I was hiding my shame behind the thin Twitter-veil.

Dealing with toxic shame requires that we accept the fact that we are no more than human and no less than human. We are not super-human. And, we are not sub-human.

So, some days, as just a human (no more and no less), I will be amazingly twitter-ific. And other days, I will need to focus on other things. All of this is OK. Because, after all, I’m just a human.

Twitter doesn’t own my soul.

Twitter does not affirm or deny my worth.

Twitter is not about succeeding or failing. To put it in those terms is just a manifestation of shame.

I am loved . . . whether I Tweet or not.

I do not need to feed this Twitter-phobia. It’s not the real issue anyway.

So I started Tweeting. And, I feel good. Triumphant over the darkness.

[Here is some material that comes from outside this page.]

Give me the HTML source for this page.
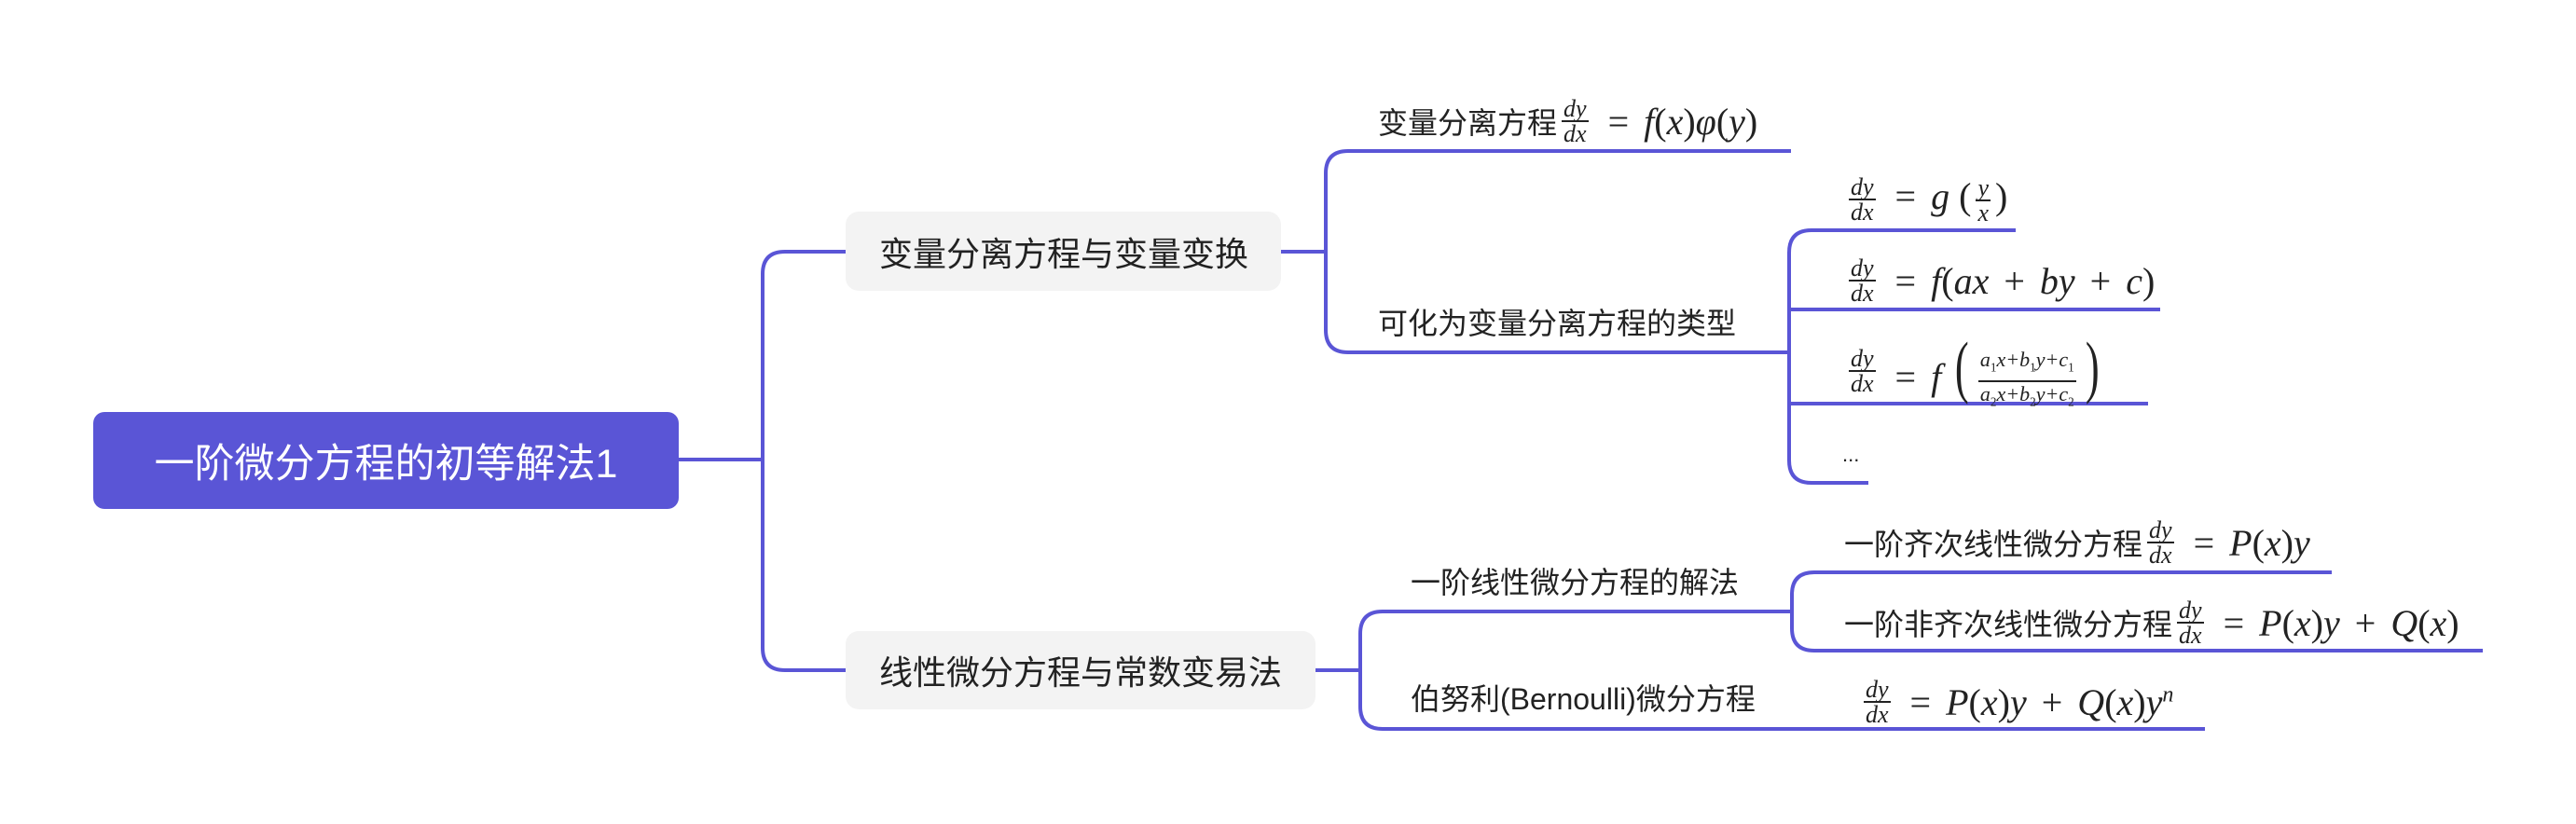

On the cover of Relevant Magazine this month, there’s a tease – “Is Facebook Killing Your Soul? — for an article by Shane Hipps inside. The article is fascinating, a good read. My follow-on question, the one I am posing to myself as well: “Are You Allowing Facebook/Twitter to Kill Your Soul?”

I let Twitter kill my soul before I ever even picked out my handle. That’s my own issue. Not Twitter’s. I’m coming to terms with that.

Other things I’m coming to terms with . . .

Perhaps Twitter might be a wise move for me as an author who wants to increase her readership.

Perhaps Twitter might be fun.

Perhaps leaning into my areas of shame and fear might actually be healing instead of soul-sucking.

Perhaps, in a really strange way, Twitter is a way for me to practice my humanity. No more. No less.

Ever done this? Ever given something way more power over you than it deserves?